* _YOUR INSTRUCTIONS_:
Copy each line that contains the word "React".
————————
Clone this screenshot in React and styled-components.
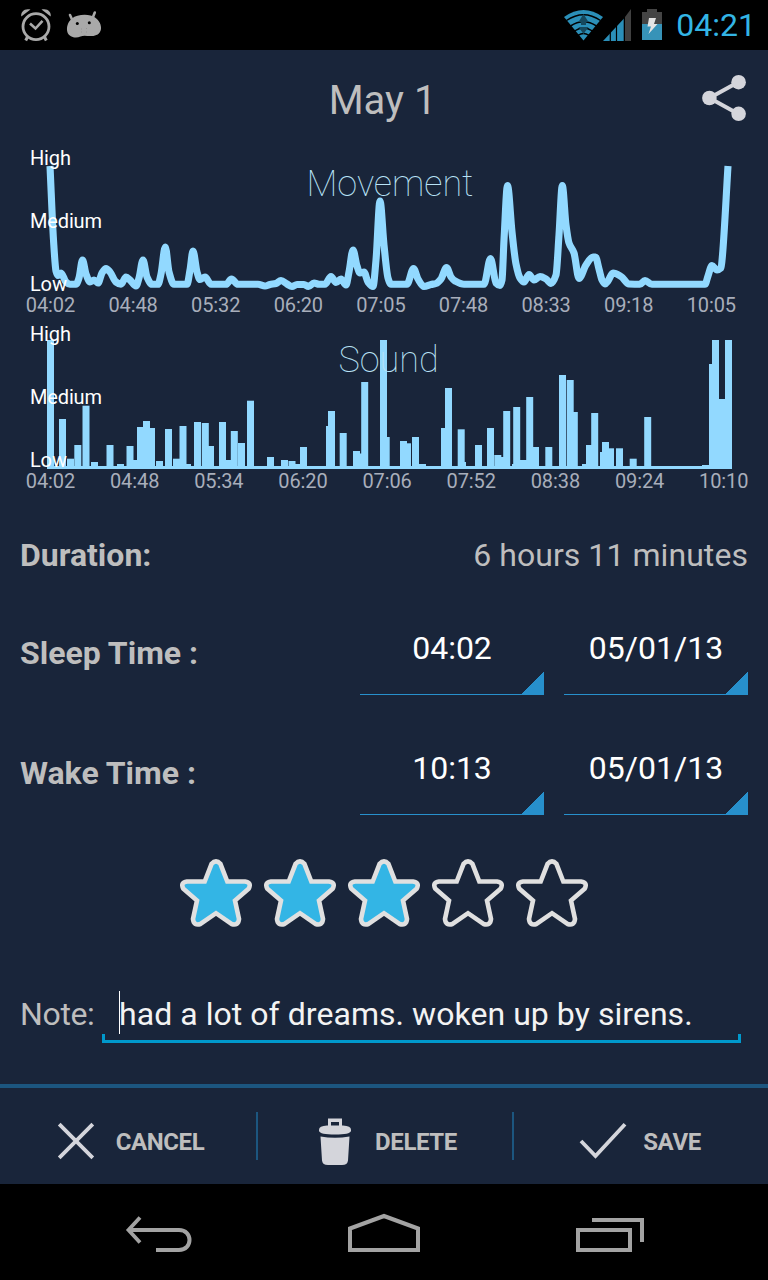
import React from 'react';
import styled, { createGlobalStyle } from 'styled-components';

const GlobalStyle = createGlobalStyle`
  * {
    box-sizing: border-box;
  }
  body {
    margin: 0;
    background: #000;
    font-family: Roboto, 'Noto Sans', sans-serif;
  }
`;

const Screen = styled.div`
  display: flex;
  flex-direction: column;
  width: 768px;
  height: 1280px;
  overflow: hidden;
  background: #19253a;
  color: #bebebe;
`;

const Icon = styled.svg`
  display: block;
  flex: none;
`;

const StatusBar = styled.header`
  display: flex;
  align-items: center;
  justify-content: space-between;
  height: 50px;
  padding: 0 14px 0 20px;
  background: #000;
`;

const StatusGroup = styled.div`
  display: flex;
  align-items: center;
  gap: ${props => props.$gap}px;
`;

const Clock = styled.span`
  margin: 0 -2px 0 4px;
  color: #33b5e5;
  font-size: 32px;
  line-height: 50px;
`;

const TitleBar = styled.div`
  display: grid;
  grid-template-columns: 66px 1fr 66px;
  height: 90px;
`;

const Title = styled.h1`
  grid-column: 2;
  margin: 0;
  padding-right: 3px;
  font-size: 40px;
  font-weight: 400;
  line-height: 102px;
  text-align: center;
`;

const ShareButton = styled.button`
  display: flex;
  padding: 24px 0 0;
  border: 0;
  background: none;
`;

const ChartSvg = styled.svg`
  display: block;
  flex: none;
`;

const ChartTitle = styled.text`
  fill: #b9e3f7;
  font-size: 36px;
  font-weight: 100;
  text-anchor: middle;
`;

const LevelLabel = styled.text`
  fill: #fff;
  font-size: 20px;
  letter-spacing: -0.15px;
`;

const TimeLabel = styled.text`
  fill: #a8aebb;
  font-size: 20px;
  letter-spacing: -0.1px;
  text-anchor: middle;
`;

const DurationRow = styled.div`
  display: flex;
  align-items: center;
  justify-content: space-between;
  height: 80px;
  margin-top: 23px;
  padding: 0 20px;
  font-size: 32px;
`;

const Duration = styled.span`
  letter-spacing: 0.06px;
`;

const TimeRow = styled.div`
  display: flex;
  align-items: center;
  height: 120px;
  padding: 0 20px 4px;
  gap: 20px;
  font-size: 32px;
`;

const Label = styled.span`
  flex: 1;
  font-weight: 700;
`;

const Spinner = styled.div`
  width: 184px;
  height: 94px;
  margin-bottom: 10px;
  border-bottom: 1px solid #2790cc;
  background: linear-gradient(to bottom right, transparent 50%, #2790cc 50%)
    right bottom / 22px 23px no-repeat;
  color: #fff;
  line-height: 94px;
  text-align: center;
`;

const Rating = styled.div`
  display: flex;
  justify-content: center;
  gap: 12px;
  padding-top: 24px;
`;

const NoteRow = styled.div`
  display: flex;
  align-items: center;
  height: 60px;
  margin-top: 56px;
  padding: 0 27px 0 20px;
  font-size: 32px;
`;

const NoteLabel = styled.span`
  width: 82px;
  padding-top: 2px;
  letter-spacing: -0.35px;
`;

const NoteField = styled.div`
  display: flex;
  align-items: center;
  flex: 1;
  height: 60px;
  padding: 2px 0 0 17px;
  background:
    linear-gradient(#0099cc, #0099cc) left bottom / 100% 3px no-repeat,
    linear-gradient(#0099cc, #0099cc) left bottom / 3px 9px no-repeat,
    linear-gradient(#0099cc, #0099cc) right bottom / 3px 9px no-repeat;
  color: #f3f3f3;
  letter-spacing: 0.05px;
  white-space: nowrap;
`;

const Caret = styled.span`
  width: 1px;
  height: 43px;
  margin: 0 -1px 3px 0;
  background: #fff;
`;

const Actions = styled.div`
  display: flex;
  align-items: center;
  height: 100px;
  margin-top: auto;
  border-top: 4px solid #1c567f;
`;

const Action = styled.button`
  display: flex;
  flex: 1;
  align-items: center;
  justify-content: center;
  gap: 16px;
  padding: 10px 0 0;
  border: 0;
  background: none;
  color: #bebebe;
  font-family: inherit;
  font-size: 24px;
  font-weight: 700;
  letter-spacing: -0.4px;
  line-height: 50px;
`;

const ActionText = styled.span`
  padding-top: 1px;
`;

const Divider = styled.span`
  width: 2px;
  height: 48px;
  margin: 0 -2px 0 0;
  background: #1c567f;
`;

const NavBar = styled.nav`
  display: flex;
  align-items: center;
  justify-content: center;
  gap: 155px;
  height: 96px;
  padding: 2px 0 0 2px;
  background: #000;
`;

const LEVELS = [
  { label: 'High', y: 25 },
  { label: 'Medium', y: 88 },
  { label: 'Low', y: 151 },
];

const MOVEMENT_TIMES = [
  '04:02', '04:48', '05:32', '06:20', '07:05', '07:48', '08:33', '09:18', '10:05',
];

const SOUND_TIMES = [
  '04:02', '04:48', '05:34', '06:20', '07:06', '07:52', '08:38', '09:24', '10:10',
];

const MOVEMENT = [
  [50, 26], [53.5, 100], [56, 131], [58, 135.5], [61, 133], [66, 142], [70, 144.3],
  [76, 144.3], [79, 138], [82.5, 120], [86, 134], [90, 142], [94, 140], [98, 143],
  [102, 133], [106, 128.5], [110, 132], [116, 142], [121, 144.3], [126, 137],
  [130, 140], [136, 146], [139, 138], [143, 120], [147, 137], [152, 144.3],
  [158, 144.3], [161, 134], [165.3, 107], [169, 132], [174, 144.3], [187, 144.3],
  [190, 130], [193, 111], [197, 132], [200, 139.5], [205, 137], [211, 144.3],
  [226, 144.3], [231.5, 139], [238, 144.3], [258, 144.3], [265, 146],
  [270, 144.5], [276, 143.5], [281, 140.5], [287, 144], [292, 146.5],
  [297, 144.5], [304, 144.5], [308.5, 146.5], [314, 143], [319, 144.3],
  [325, 144.3], [331, 136.5], [336, 142.5], [341, 139], [346, 145], [349, 132],
  [353, 110], [357, 126], [360, 133], [364, 132], [368, 142], [373, 146.5],
  [376, 120], [380, 61], [384, 105], [388, 138], [391, 144.3], [407, 144.3],
  [413.5, 128.5], [418, 139], [424, 146.5], [431, 144.5], [436, 143.5],
  [441, 139], [446.5, 127.5], [451, 137], [455, 141], [464, 144.3], [484, 144.3],
  [490.5, 118.5], [496, 143], [500, 145.5], [502, 140], [504, 100], [507.5, 45.5],
  [512, 92], [516, 124], [520, 138], [524, 142], [529, 134.5], [534, 140],
  [540, 136.5], [546, 139], [551, 143.5], [556, 135], [559, 95], [562.3, 45.5],
  [566, 85], [569, 103], [574, 113], [579, 138.5], [586, 125], [593, 117],
  [595.5, 117], [599, 129], [602, 140], [605, 144], [608, 141], [613, 133],
  [621, 136.5], [629, 144], [640, 144.3], [645, 140.5], [652, 144.3],
  [705, 144.3], [708, 136], [712, 125.5], [717, 130], [721, 128], [722.5, 115],
  [728, 26],
];

// [left edge, height] of each sample
const SOUND = [
  [47, 129], [59, 50], [67, 10.3], [74.3, 24], [82.5, 63.3], [91, 7], [106.5, 24],
  [117, 5], [126.5, 23], [131.5, 9], [137, 42], [143, 48], [148, 41], [156, 8],
  [165, 40], [173, 10.3], [179.5, 43], [184, 5], [194, 47], [201.8, 46],
  [207, 23], [219, 47], [225, 9], [230.8, 38], [238, 26], [247, 68.3],
  [267, 12], [281, 9], [288.5, 8], [295, 5], [300, 22], [326, 43], [328, 58],
  [339.7, 36], [353, 18], [356, 15.5], [361.2, 87], [380, 129], [382.7, 32],
  [400, 28], [404, 25.7], [412, 32], [419, 5], [441, 41], [445, 81],
  [457.7, 39.7], [459, 7], [475, 24], [487, 41], [494.3, 14], [498.5, 12],
  [503.2, 58], [512, 5], [513.2, 62], [520, 9], [526.2, 72], [532, 22],
  [545.3, 22], [559, 94], [566.7, 89], [570.8, 57], [582, 5], [586, 24],
  [591.2, 56], [600, 17], [602, 27], [607, 20.7], [616, 20.7], [629.7, 10.3],
  [644.2, 52], [702, 4], [709, 105], [712, 129], [718, 70], [725, 129],
];

// monotone cubic through the points, flat at every local extreme
const smoothPath = points => {
  const slope = points
    .slice(1)
    .map(([x, y], i) => (y - points[i][1]) / (x - points[i][0]));
  const tangent = points.map((_, i) => {
    if (i === 0) return slope[0];
    if (i === points.length - 1) return slope[i - 1];
    const a = slope[i - 1];
    const b = slope[i];
    return a * b <= 0 ? 0 : (2 * a * b) / (a + b);
  });
  return points.reduce((d, [x, y], i) => {
    if (i === 0) return `M${x} ${y}`;
    const [px, py] = points[i - 1];
    const h = (x - px) / 3;
    return `${d}C${px + h} ${py + h * tangent[i - 1]} ${x - h} ${y -
      h * tangent[i]} ${x} ${y}`;
  }, '');
};

const Chart = ({ title, titleX, times, step, children }) => (
  <ChartSvg width="768" height="176" viewBox="0 0 768 176">
    {children}
    <ChartTitle x={titleX} y="56">
      {title}
    </ChartTitle>
    {LEVELS.map(({ label, y }) => (
      <LevelLabel key={label} x="30" y={y}>
        {label}
      </LevelLabel>
    ))}
    {times.map((time, i) => (
      <TimeLabel key={time} x={50.5 + i * step} y="172">
        {time}
      </TimeLabel>
    ))}
  </ChartSvg>
);

const Star = ({ filled }) => (
  <Icon width="72" height="68" viewBox="0 0 72 68">
    <path
      d="M31.6 4.800Q36 0 40.400 4.800L47.300 22.500H65Q72 23.500 68.600 29.800L55 41.500L59 60Q58.400 67 51.500 65L36 54.200L20.500 65Q13.600 67 13 60L17 41.500L3.400 29.800Q0 23.500 7 22.500H24.700Z"
      fill={filled ? '#33b5e5' : 'none'}
      stroke="#e0e0e0"
      strokeWidth="4.600"
    />
  </Icon>
);

const AlarmIcon = () => (
  <Icon width="32" height="34" viewBox="20 8 32 34" fill="none" stroke="#a9a9a9">
    <circle cx="36" cy="26.6" r="13" strokeWidth="2.8" />
    <path d="M30 23.5L35.5 28.5L42.5 20.8" strokeWidth="2.6" />
    <path d="M27.5 37L25.7 40.5M44.5 37L46.3 40.5" strokeWidth="3" />
    <path
      d="M21.3 16.5C20.5 12 24.5 8 30.5 9.6ZM50.7 16.5C51.5 12 47.5 8 41.5 9.6Z"
      fill="#a9a9a9"
      stroke="none"
    />
  </Icon>
);

const BeanIcon = () => (
  <Icon width="36" height="34" viewBox="66 8 36 34">
    <path
      d="M70 15L72.3 20M94.8 12.5L93 17"
      stroke="#a9a9a9"
      strokeWidth="2.6"
      strokeLinecap="round"
    />
    <path
      d="M72 18.5C77 14 90 13.5 95 17.5C99.5 20.5 101.5 25.5 101 29C100.2 34 96 36 92 36C87 36.3 84 35 80.5 36.6C76 38.5 69.5 37.5 67.5 32.5C66 28 67.5 22 72 18.5Z"
      fill="#a9a9a9"
    />
    <circle cx="77.3" cy="23.5" r="1.5" />
    <circle cx="89.3" cy="22.7" r="1.5" />
    <path d="M81 29h1M86 28.5h1M81 32h1M86 32h1" stroke="#939393" />
  </Icon>
);

const WifiIcon = () => (
  <Icon width="39" height="34" viewBox="565 8 39 34">
    <path d="M584.5 40.5L565 17Q584.5 3 604 17Z" fill="#2b8fb8" />
    <path
      d="M567.5 20.5Q584.5 9 601.5 20.5M571.5 26Q584.5 17.5 597.5 26M575.5 31Q584.5 25 593.5 31M579 35.3Q584.5 31.8 590 35.3"
      fill="none"
      stroke="#000"
      strokeWidth="1.5"
    />
    <path
      d="M584.5 14L589.5 22H587V25H582V22H579.5ZM584.5 34L579.5 27H589.5Z"
      fill="#16495e"
    />
  </Icon>
);

const SignalIcon = () => (
  <Icon width="29" height="34" viewBox="602 8 29 34">
    <path d="M602 41L623 18.5V41Z" fill="#2b8fb8" />
    <path d="M624 17L630 9V41H624Z" fill="#404040" />
    <path d="M609.3 30V41M615.5 24V41M623.3 16V41" stroke="#000" strokeWidth="1.2" />
  </Icon>
);

const BatteryIcon = () => (
  <Icon width="20" height="34" viewBox="642 8 20 34">
    <path d="M647 9H657V12H662V24H642V12H647Z" fill="#444" />
    <path d="M642 24H662V40H642Z" fill="#3793b8" />
    <path d="M649 18H656L654 24H657.5L648.5 34L651 26.5H647.5Z" fill="#e4e4e4" />
  </Icon>
);

const ShareIcon = () => (
  <Icon width="46" height="48" viewBox="702 74 46 48" fill="#d4d5db">
    <path d="M738.5 82L709.5 98L738.5 114" fill="none" stroke="#d4d5db" strokeWidth="4" />
    <circle cx="738.6" cy="82.2" r="7.3" />
    <circle cx="709.4" cy="98" r="7.3" />
    <circle cx="738.6" cy="113.8" r="7.3" />
  </Icon>
);

const CancelIcon = () => (
  <Icon width="48" height="48" viewBox="0 0 48 48" fill="none" stroke="#d4d5db" strokeWidth="3.8">
    <path d="M7.2 7.2L40.8 40.8M40.8 7.2L7.2 40.8" />
  </Icon>
);

const DeleteIcon = () => (
  <Icon width="48" height="48" viewBox="0 0 48 48" fill="#d4d5db">
    <path d="M18.5 10V3.5H29.5V10" fill="none" stroke="#d4d5db" strokeWidth="3" />
    <path d="M17 1.5H31V5H17Z" />
    <path d="M8 12.5Q8 9 16 8.500H32Q40 9 40 12.500V14Q39 17.500 24 17.500Q9 17.500 8 14Z" />
    <path d="M9.500 19.500Q24 22 38.500 19.500L37 43.500Q36.500 48 31 48H17Q11.500 48 11 43.500Z" />
  </Icon>
);

const SaveIcon = () => (
  <Icon width="48" height="48" viewBox="0 0 48 48" fill="none" stroke="#d4d5db" strokeWidth="3.8">
    <path d="M2 24L16.500 39L46 7.200" />
  </Icon>
);

const BackIcon = () => (
  <Icon width="68" height="40" viewBox="126 1213 68 40" fill="none" stroke="#a3a3a3" strokeWidth="4">
    <path d="M130 1230H180C194 1230 194 1250 180 1250H157" />
    <path d="M141 1217.5L129.5 1230L141 1242.5" strokeWidth="3.8" />
  </Icon>
);

const HomeIcon = () => (
  <Icon width="72" height="40" viewBox="348 1213 72 40" fill="none" stroke="#a3a3a3" strokeWidth="4">
    <path d="M350 1250V1228.5L384 1216L418 1228.5V1250Z" />
  </Icon>
);

const RecentIcon = () => (
  <Icon width="70" height="40" viewBox="575 1213 70 40" fill="none" stroke="#a3a3a3" strokeWidth="4">
    <path d="M578 1230H630V1250H578ZM592 1220H642V1242" />
  </Icon>
);

const App = () => (
  <>
    <GlobalStyle />
    <Screen>
      <StatusBar>
        <StatusGroup $gap={14}>
          <AlarmIcon />
          <BeanIcon />
        </StatusGroup>
        <StatusGroup $gap={10}>
          <StatusGroup>
            <WifiIcon />
            <SignalIcon />
          </StatusGroup>
          <BatteryIcon />
          <Clock>04:21</Clock>
        </StatusGroup>
      </StatusBar>

      <TitleBar>
        <Title>May 1</Title>
        <ShareButton aria-label="Share">
          <ShareIcon />
        </ShareButton>
      </TitleBar>

      <Chart title="Movement" titleX="390" times={MOVEMENT_TIMES} step={82.6}>
        <path
          d={smoothPath(MOVEMENT)}
          fill="none"
          stroke="#92d9ff"
          strokeWidth="7.1"
          strokeLinejoin="round"
        />
      </Chart>
      <Chart title="Sound" titleX="388.5" times={SOUND_TIMES} step={84.15}>
        <rect x="47" y="150" width="685" height="3" fill="#92d9ff" />
        {SOUND.map(([x, h]) => (
          <rect key={x} x={x} y={153 - h} width="7" height={h} fill="#92d9ff" />
        ))}
      </Chart>

      <DurationRow>
        <Label>Duration:</Label>
        <Duration>6 hours 11 minutes</Duration>
      </DurationRow>
      <TimeRow>
        <Label>Sleep Time :</Label>
        <Spinner>04:02</Spinner>
        <Spinner>05/01/13</Spinner>
      </TimeRow>
      <TimeRow>
        <Label>Wake Time :</Label>
        <Spinner>10:13</Spinner>
        <Spinner>05/01/13</Spinner>
      </TimeRow>

      <Rating>
        {[1, 2, 3, 4, 5].map(value => (
          <Star key={value} filled={value <= 3} />
        ))}
      </Rating>

      <NoteRow>
        <NoteLabel>Note:</NoteLabel>
        <NoteField>
          <Caret />
          had a lot of dreams. woken up by sirens.
        </NoteField>
      </NoteRow>

      <Actions>
        <Action>
          <CancelIcon />
          <ActionText>CANCEL</ActionText>
        </Action>
        <Divider />
        <Action>
          <DeleteIcon />
          <ActionText>DELETE</ActionText>
        </Action>
        <Divider />
        <Action>
          <SaveIcon />
          <ActionText>SAVE</ActionText>
        </Action>
      </Actions>

      <NavBar>
        <BackIcon />
        <HomeIcon />
        <RecentIcon />
      </NavBar>
    </Screen>
  </>
);

export default App;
————————
* _FINAL RESULT_:
Clone this screenshot in React and styled-components.
import React from 'react';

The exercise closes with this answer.